In the oceans, as well as in large lakes and rivers around the world, the plankton act as the water equivalent of forests. Together with the forests, they are the lungs of our planet. They take up the carbon dioxide from burning fossil fuels and the respiratory release from all forms of animals, and convert it into oxygen and water. Without their activity the planet is doomed.
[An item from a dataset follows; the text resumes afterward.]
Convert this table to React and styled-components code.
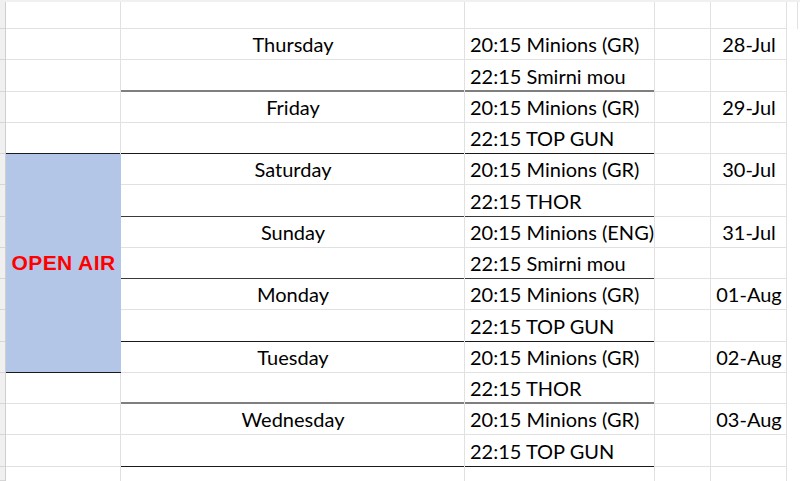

To me personally, what is most amazing is the incredible diversity of structure. Look at diatoms. They all perform the same function in life... photosynthesis. Why are there so many different forms of diatoms, so many structural variations? I have always been intriqued with the issue of structure and function.

Friday, December 22, 2006

13c. Bacteria and other microorganisms - The photosynthetic bacteria

The Photosynthetic bacteria, like the nitrifying bacteria are a very diverse group of bacteria. There are the purple sulfur, purple non-sulfur and the green photosynthetic bacteria. They occupy different environmental niches and show great structural differences.
At left is a light microscope image of photosynthetic bacteria. Each cell in this micrograph (some cells are dividing) are about 1-2 microns in length








Another light micrograph shows Chromatium sp., a purple sulfur bacterium. The blue granules you see in the cells are sulfur granules that accumulate.
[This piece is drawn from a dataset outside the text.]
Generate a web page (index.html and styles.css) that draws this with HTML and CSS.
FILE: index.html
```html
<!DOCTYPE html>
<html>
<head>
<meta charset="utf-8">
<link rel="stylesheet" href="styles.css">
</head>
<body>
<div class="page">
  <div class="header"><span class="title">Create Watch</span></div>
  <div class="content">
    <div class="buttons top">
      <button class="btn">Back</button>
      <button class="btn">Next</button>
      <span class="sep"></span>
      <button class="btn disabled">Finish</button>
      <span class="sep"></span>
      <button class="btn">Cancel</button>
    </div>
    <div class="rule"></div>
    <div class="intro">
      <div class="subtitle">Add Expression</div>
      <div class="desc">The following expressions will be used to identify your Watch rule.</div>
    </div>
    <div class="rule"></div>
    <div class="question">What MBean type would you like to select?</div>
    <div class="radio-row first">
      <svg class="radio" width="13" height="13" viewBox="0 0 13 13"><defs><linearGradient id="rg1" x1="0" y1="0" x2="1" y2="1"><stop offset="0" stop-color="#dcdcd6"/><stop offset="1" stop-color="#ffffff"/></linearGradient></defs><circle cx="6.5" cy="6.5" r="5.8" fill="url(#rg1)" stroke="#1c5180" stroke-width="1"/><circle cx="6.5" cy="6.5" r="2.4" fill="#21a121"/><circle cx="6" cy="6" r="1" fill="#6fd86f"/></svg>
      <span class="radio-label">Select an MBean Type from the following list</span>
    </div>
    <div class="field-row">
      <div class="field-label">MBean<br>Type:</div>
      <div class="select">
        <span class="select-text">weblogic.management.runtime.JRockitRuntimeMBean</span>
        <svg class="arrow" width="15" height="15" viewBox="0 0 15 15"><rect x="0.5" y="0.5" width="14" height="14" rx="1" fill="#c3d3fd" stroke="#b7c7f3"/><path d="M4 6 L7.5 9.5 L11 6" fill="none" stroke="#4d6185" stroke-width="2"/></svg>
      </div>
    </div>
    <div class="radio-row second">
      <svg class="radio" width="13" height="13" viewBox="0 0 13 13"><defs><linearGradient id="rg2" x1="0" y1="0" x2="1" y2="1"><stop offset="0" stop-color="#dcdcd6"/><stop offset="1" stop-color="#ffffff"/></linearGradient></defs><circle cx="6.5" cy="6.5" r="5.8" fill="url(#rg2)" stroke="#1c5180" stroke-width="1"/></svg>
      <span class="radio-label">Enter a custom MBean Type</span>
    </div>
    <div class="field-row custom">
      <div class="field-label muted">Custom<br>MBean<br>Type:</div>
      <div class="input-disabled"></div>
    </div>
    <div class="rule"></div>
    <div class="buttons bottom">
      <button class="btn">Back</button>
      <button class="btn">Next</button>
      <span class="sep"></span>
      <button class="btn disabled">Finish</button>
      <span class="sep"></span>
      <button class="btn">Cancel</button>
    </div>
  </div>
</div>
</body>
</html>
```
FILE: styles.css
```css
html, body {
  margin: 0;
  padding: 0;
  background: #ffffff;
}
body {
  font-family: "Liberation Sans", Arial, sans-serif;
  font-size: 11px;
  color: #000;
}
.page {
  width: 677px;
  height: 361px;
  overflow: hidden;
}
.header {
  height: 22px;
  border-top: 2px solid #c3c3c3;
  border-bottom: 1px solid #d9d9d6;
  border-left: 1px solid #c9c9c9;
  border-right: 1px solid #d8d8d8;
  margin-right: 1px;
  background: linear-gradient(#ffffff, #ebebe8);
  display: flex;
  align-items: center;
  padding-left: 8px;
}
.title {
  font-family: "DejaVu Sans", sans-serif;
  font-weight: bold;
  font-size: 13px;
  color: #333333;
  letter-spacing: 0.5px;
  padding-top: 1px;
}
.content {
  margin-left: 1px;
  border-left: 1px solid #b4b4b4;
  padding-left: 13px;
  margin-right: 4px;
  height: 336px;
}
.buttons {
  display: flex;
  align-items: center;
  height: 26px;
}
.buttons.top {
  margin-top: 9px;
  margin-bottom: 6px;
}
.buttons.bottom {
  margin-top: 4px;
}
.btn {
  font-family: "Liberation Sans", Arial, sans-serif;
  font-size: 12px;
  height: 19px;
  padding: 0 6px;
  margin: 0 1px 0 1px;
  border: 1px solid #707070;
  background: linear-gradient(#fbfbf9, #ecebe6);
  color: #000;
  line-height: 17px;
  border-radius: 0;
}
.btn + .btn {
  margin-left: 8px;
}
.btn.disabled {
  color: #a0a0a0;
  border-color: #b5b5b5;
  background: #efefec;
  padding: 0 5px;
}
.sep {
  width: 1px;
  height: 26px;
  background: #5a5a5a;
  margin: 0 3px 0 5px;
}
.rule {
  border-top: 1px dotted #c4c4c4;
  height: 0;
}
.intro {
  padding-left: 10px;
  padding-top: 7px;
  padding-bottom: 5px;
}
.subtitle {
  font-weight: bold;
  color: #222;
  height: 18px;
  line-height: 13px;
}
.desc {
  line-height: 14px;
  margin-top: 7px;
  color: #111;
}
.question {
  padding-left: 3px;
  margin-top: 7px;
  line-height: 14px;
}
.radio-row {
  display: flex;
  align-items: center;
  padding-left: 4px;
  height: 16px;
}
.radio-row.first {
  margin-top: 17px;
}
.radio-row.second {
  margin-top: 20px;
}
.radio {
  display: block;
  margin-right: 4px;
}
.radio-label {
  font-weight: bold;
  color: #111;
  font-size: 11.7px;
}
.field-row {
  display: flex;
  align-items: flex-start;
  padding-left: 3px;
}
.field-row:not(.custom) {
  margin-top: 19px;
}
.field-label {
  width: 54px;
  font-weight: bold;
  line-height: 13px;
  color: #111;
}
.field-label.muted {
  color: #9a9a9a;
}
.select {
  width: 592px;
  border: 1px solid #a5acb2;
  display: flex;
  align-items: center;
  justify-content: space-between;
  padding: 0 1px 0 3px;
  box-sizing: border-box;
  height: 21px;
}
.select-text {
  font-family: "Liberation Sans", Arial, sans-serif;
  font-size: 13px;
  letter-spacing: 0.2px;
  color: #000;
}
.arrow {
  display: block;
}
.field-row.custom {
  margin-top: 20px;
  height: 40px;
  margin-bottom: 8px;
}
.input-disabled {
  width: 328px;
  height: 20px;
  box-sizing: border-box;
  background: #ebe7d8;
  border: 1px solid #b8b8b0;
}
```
This is an electron micrograph (ultrathin section) of Chromatium buderii. The cell is in the process of dividing. It is full of chromatophores (small spherical structures) which house the enzymes involved in photosynthesis. Unlike green plants, these bacteria split hydrogen sulfide (H2S) instead of water (H2O) to generate their reducing power (H+) needed to carry out photosynthesis.












This ultrathin section of Chromatium buderii shows more detail of the chromatophores which are produced bu invagination of the cytoplasmic membrane. The large "white" round structures are empty sulfur granules. Empty because the process used to produce the ultrathin section dissolves away all of the sulfur in the granule.












This is another photosynthetic bacterium, Thiocystis sp. These cells forms aggregates of 8 or more cells as illustrated in this freeze-etching. They also are encased in a fibrous, slimy material that can be seen in the background.














Another freeze-etching of Thiocystis sp. showing some of the internal features of the cell. Sulfur granules can be seen as well as many smaller chromatophores packed tightly in the cytoplasm. An occasional PHB (po;y-bety hydroxy butyate) granule can also be seen. The freeze-etching strtches the polymer.










This is an ultrathin section of Ectothiorhodospira mobilis, a photosynthetic spirillum with large thylakoids (bundles) of photosynthetic membranes or lamellar stacks.

















This ultrathin section shows the tubular membranes of Thiopedia pfennigii. Again, an occasional sulfur granule (empty hole) can be seen. Like the nitrifying bacteria, the extensions of the cell membrane are differentiated into sites for photosynthetic enzymes and increased membrane surface area.









This ultrathin section is of Prosthecobacterium sp., and is another type of photosynthetic bacterium. In this case, the photosynthetic apparatus is in the oval vesicles located adjacent to the cytoplasmic membranes

There are many other types of photosynthetic bacteria, some with different variations on the theme of membranes involved, and in the habitats that they occupy. What has always puzzled me are the numerous forms of bacteria that carry out the same function, yet differ dramatically in structure. Why is that?